Week 2: Recovering a Sense of Identity
My notes for week 2:
- Avoid poisonous people, "crazy makers" -- people who bring you down in order to make them feel better about themselves.
- Safeguard your newly recoving artist. Don't accept other people's plans for you.
- Don't just focus on your responsibilities to others, focus on your responsibilities to yourself.
- Nurture yourself. Be an example of transforming self-doubt into self-expression.
- Set aside skepticism and accept "coincidences" as not coincidences, but as manifestations of the fact that you are on the right path.
- Consciously practicing opening your mind.
- Pay attention.
"The quality of life is in proportion to the capacity for delight. The capacity for delight is the gift of paying attention."
Tasks for Week 2:
- Affirmative reading -- morning and night, read the Basic Principles
- List your 5 major activities this week. Which ones did you want to do and which were shoulds? Draw a circle: Inside are the things you need to protect and those who are supportive. Outside are the people you must be self-protective around.
- List 20 things you enjoy doing and the last time you did them.
- From the list, take two things and make them your week's goals.
- Read affirmations from Week 1. Choose three and write them 5 times a day in your morning pages.
- Add five more imaginary lives. Is there anything from these that you can incorporate into your life?
- "Life pie." Draw a pie with six pieces, label each piece: Spirituality, Exercise, Play, Work, Friends, Romance/Adventure. Draw dots by placing them closer to or further from the center, representing the degree to which you are fulfilled in these areas. Connect them.
- 10 tiny changes -- "I would like to _______________."
- Make one of these your goal for the week.
- Do it.
I think I need a re-do on Week 2. I've written my morning pages every day, but I haven't even looked at the lists of tasks after reading the chapter and writing them down on Saturday.
This weekend was so bad that I think everything else was just pushed out of my mind by pain. On Saturday I had an appointment to get my hair cut and colored, but I was in so much pain when I woke up that I wasn't sure if I'd be able to. In the first place, I wasn't sure if I could even get out of the car when I got there, and in the second, whether I'd be able to sit in the chair for an hour and a half and get my hair done.
It was pretty brutal, but I got there, and I was waiting in the front for my hairdresser to come up, and when I saw her, and she saw that I was having difficulty walking, the look of concern and sympathy she gave me made me start crying.
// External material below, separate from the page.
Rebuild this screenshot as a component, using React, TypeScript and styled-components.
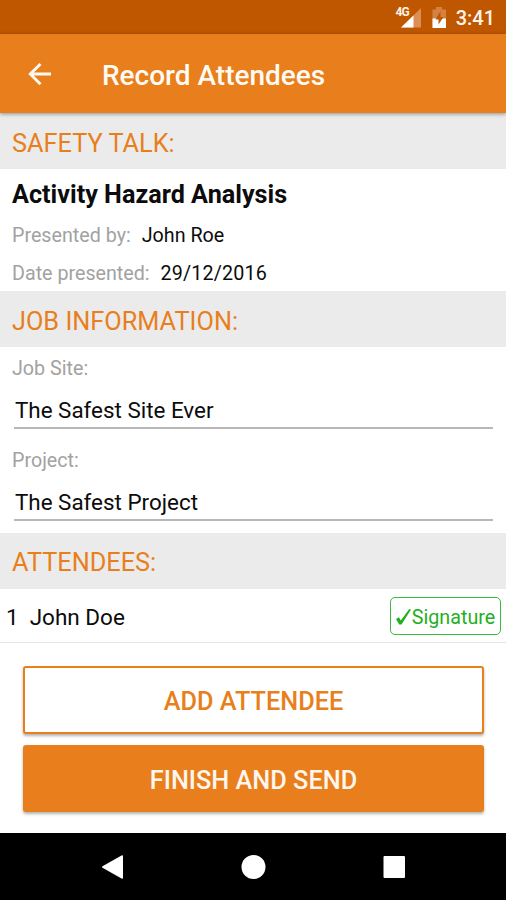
import React from 'react';
import styled, { createGlobalStyle } from 'styled-components';

const ORANGE = '#e87f1c';

const GlobalStyle = createGlobalStyle`
  *, *::before, *::after { box-sizing: border-box; }
  html, body { margin: 0; padding: 0; background: #fff; }
  body { font-family: Roboto, "Liberation Sans", sans-serif; color: #0c0c0c; }
`;

const Screen = styled.div`
  width: 506px;
  height: 900px;
  display: flex;
  flex-direction: column;
  overflow: hidden;
  background: #fff;
`;

const StatusBar = styled.div`
  height: 34px;
  flex: none;
  display: flex;
  align-items: center;
  justify-content: flex-end;
  padding: 2px 11px 0 0;
  background: #bf5600;
  color: #fff4ea;
`;

const StatusIcons = styled.svg`
  display: block;
  margin-right: 9px;
`;

const NetworkLabel = styled.span`
  align-self: flex-start;
  padding-top: 4px;
  margin-right: -10px;
  font-size: 12px;
  line-height: 12px;
  font-weight: 700;
  letter-spacing: -1px;
`;

const Clock = styled.span`
  font-size: 20px;
  line-height: 32px;
  font-weight: 500;
`;

const Toolbar = styled.header`
  position: relative;
  height: 79px;
  flex: none;
  display: flex;
  align-items: center;
  padding: 2px 0 0 28px;
  background: ${ORANGE};
  color: #fffaf4;
  box-shadow: 0 1px 4px rgba(0, 0, 0, 0.4);
`;

const BackButton = styled.button`
  display: flex;
  padding: 0;
  border: 0;
  background: none;
  color: inherit;
`;

const Title = styled.h1`
  margin: 0 0 0 50px;
  padding-top: 2px;
  font-size: 28px;
  line-height: 36px;
  font-weight: 500;
`;

const SectionHeader = styled.h2<{ $raised?: boolean }>`
  height: 56px;
  flex: none;
  margin: 0;
  padding: ${(p) => (p.$raised ? 3 : 4)}px 12px 0;
  background: #ebebeb;
  color: ${ORANGE};
  font-size: 25.3px;
  line-height: 53px;
  font-weight: 400;
`;

const TalkDetails = styled.section`
  height: 122px;
  flex: none;
  padding: 4px 12px 0;
`;

const TalkName = styled.h3`
  margin: 0;
  font-size: 25.2px;
  line-height: 44px;
  font-weight: 700;
`;

const Detail = styled.div`
  display: flex;
  gap: 11px;
  font-size: 19.7px;
  line-height: 38px;
`;

const Label = styled.span`
  color: #a2a2a2;
`;

const DateValue = styled.span`
  letter-spacing: 0.15px;
`;

const JobFields = styled.section`
  height: 186px;
  flex: none;
  padding: 2px 12px 0;
`;

const Field = styled.label`
  display: block;
  height: 92px;
`;

const FieldLabel = styled(Label)`
  display: block;
  font-size: 19.7px;
  line-height: 40px;
`;

const FieldValue = styled.div`
  height: 40px;
  margin: 0 1px 0 2px;
  padding: 3px 0 0 1px;
  border-bottom: 2px solid #b8b8b8;
  font-size: 22.4px;
  line-height: 37px;
`;

const AttendeeRow = styled.div`
  height: 54px;
  flex: none;
  display: flex;
  align-items: center;
  padding: 1px 5px 0 6px;
  border-bottom: 1px solid #e4e4e4;
  font-size: 22.5px;
`;

const AttendeeNumber = styled.span`
  padding-top: 2px;
`;

const AttendeeName = styled.span`
  flex: 1;
  margin-left: 11px;
  padding-top: 2px;
`;

const SignatureBadge = styled.span`
  width: 111px;
  height: 38px;
  display: flex;
  align-items: center;
  justify-content: center;
  padding-top: 2px;
  border: 1.5px solid #3fb83f;
  border-radius: 5px;
  color: #1fb01f;
  font-size: 19.7px;
`;

const Actions = styled.div`
  flex: 1;
  display: flex;
  flex-direction: column;
  gap: 11px;
  padding: 23px 22px 0 23px;
`;

const ActionButton = styled.button<{ $filled?: boolean }>`
  height: 67.5px;
  padding: 4px 0 0;
  border: 2.5px solid ${ORANGE};
  border-radius: 3px;
  background: ${(p) => (p.$filled ? ORANGE : '#fff')};
  color: ${(p) => (p.$filled ? '#fff6ee' : ORANGE)};
  box-shadow: 0 2px 3px rgba(0, 0, 0, 0.3);
  font-family: inherit;
  font-size: 25.3px;
  font-weight: 500;
`;

const NavBar = styled.nav`
  height: 67px;
  flex: none;
  display: flex;
  align-items: center;
  justify-content: center;
  gap: 116px;
  background: #000;
`;

const NavIcon = styled.svg`
  display: block;
  fill: #fff;
`;

export default function App() {
  return (
    <>
      <GlobalStyle />
      <Screen>
        <StatusBar>
          <NetworkLabel>4G</NetworkLabel>
          <StatusIcons width="48" height="24" viewBox="0 0 48 24">
            <path d="M22 2v19.500H2z" fill="#dc8e55" />
            <path d="M14.500 9.500v12H2z" fill="#fff" />
            <path d="M37 1h6v2.500H47v18H33.500V3.500H37z" fill="#d58144" />
            <path d="M33.500 12.500H47v9.500H33.500z" fill="#fff" />
            <path d="M41.500 5v6H44.500l-5 7.500v-5H36.500z" fill="#bf5600" />
          </StatusIcons>
          <Clock>3:41</Clock>
        </StatusBar>
        <Toolbar>
          <BackButton aria-label="Back">
            <svg width="24" height="24" viewBox="0 0 24 24" fill="none" stroke="currentColor" strokeWidth="2.900">
              <path d="M23 11H2.500M12.500 1L2.300 11l10.200 10.200" />
            </svg>
          </BackButton>
          <Title>Record Attendees</Title>
        </Toolbar>

        <SectionHeader>SAFETY TALK:</SectionHeader>
        <TalkDetails>
          <TalkName>Activity Hazard Analysis</TalkName>
          <Detail>
            <Label>Presented by:</Label>
            <span>John Roe</span>
          </Detail>
          <Detail>
            <Label>Date presented:</Label>
            <DateValue>29/12/2016</DateValue>
          </Detail>
        </TalkDetails>

        <SectionHeader>JOB INFORMATION:</SectionHeader>
        <JobFields>
          <Field>
            <FieldLabel>Job Site:</FieldLabel>
            <FieldValue>The Safest Site Ever</FieldValue>
          </Field>
          <Field>
            <FieldLabel>Project:</FieldLabel>
            <FieldValue>The Safest Project</FieldValue>
          </Field>
        </JobFields>

        <SectionHeader $raised>ATTENDEES:</SectionHeader>
        <AttendeeRow>
          <AttendeeNumber>1</AttendeeNumber>
          <AttendeeName>John Doe</AttendeeName>
          <SignatureBadge>
            <svg width="16" height="18" viewBox="0 0 16 18" fill="currentColor">
              <path d="M0 11l3-1.800 1.800 3.300L13.300 1l1.700.5L5.500 16.500H3.200z" />
            </svg>
            Signature
          </SignatureBadge>
        </AttendeeRow>

        <Actions>
          <ActionButton>ADD ATTENDEE</ActionButton>
          <ActionButton $filled>FINISH AND SEND</ActionButton>
        </Actions>

        <NavBar>
          <NavIcon width="24" height="26" viewBox="0 0 24 26">
            <path d="M21.500 1.500q1.500-.8 1.500.8v21.400q0 1.600-1.500.8L2.500 13.800q-1.200-.8 0-1.600z" />
          </NavIcon>
          <NavIcon width="26" height="26" viewBox="0 0 26 26">
            <circle cx="13.500" cy="13" r="12" />
          </NavIcon>
          <NavIcon width="24" height="26" viewBox="0 0 24 26">
            <rect x="1.500" y="2" width="21.500" height="22" rx="1" />
          </NavIcon>
        </NavBar>
      </Screen>
    </>
  );
}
The pain, and then that kind of pain always seems to affect me emotionally also. As I said to her later, some people just give you permission to fall apart by offering sympathy.
I got through the haircut, then went to lunch at Chipotle and sat there and ate and worked in my Artist's Way notebook, making notes. By mid-afternoon I was feeling a bit better -- I guess the 8 Advil I'd had by that time had finally kicked in. I ran a few errands, and came home early.
Sunday was Mother's Day, and I was going to go out to my folks'. Bob had left early to go fishing with a friend, so I was home by myself, and when I went upstairs to get dressed, discovered that I couldn't get my jeans on. I just couldn't bend over far enough to pull them up. I laid on the bed and was able to get them on, then I couldn't get up. I just laid there and cried a little bit, feeling sorry for myself. I was eventually able to get up, but I honestly wasn't sure if I could survive the car trip.
I did (of course), then when I got to my parents' house, I couldn't get out of the car. Well, I eventually did (of course, again), but I had to go really slow and I had to stand and let the pain subside a little before I walked up to the house. I saw my mother come to the door -- she had heard the car drive up -- but she said later she thought I must have been on the phone or something, explaining why I didn't come in.
We had lunch, then we were going to move into the living room to sit and talk, and I couldn't get up out of the chair. This was getting old -- embarrassing, depressing, you name it. My little 80 year old mother had to go get her walker so I could get up out of the chair.
So I called my doctor, told him the 800 mg of Advil wasn't cutting it, and he called in prescriptions that Bob picked up on the way home. I've got some major pain medication, a muscle relaxer, and an anti-inflammatory. So I'm pretty loaded up with pharmaceuticals this week. They're helping tremendously. I was a little afraid to take the pain pill -- Hydrocodone -- because I was afraid they would make me sick, but they haven't.
Hopefully I'll get through the course of pills and the pain will be gone. If not, I don't know. Bob said maybe I need to be in traction. Maybe I do. I hope not. Surely this will work.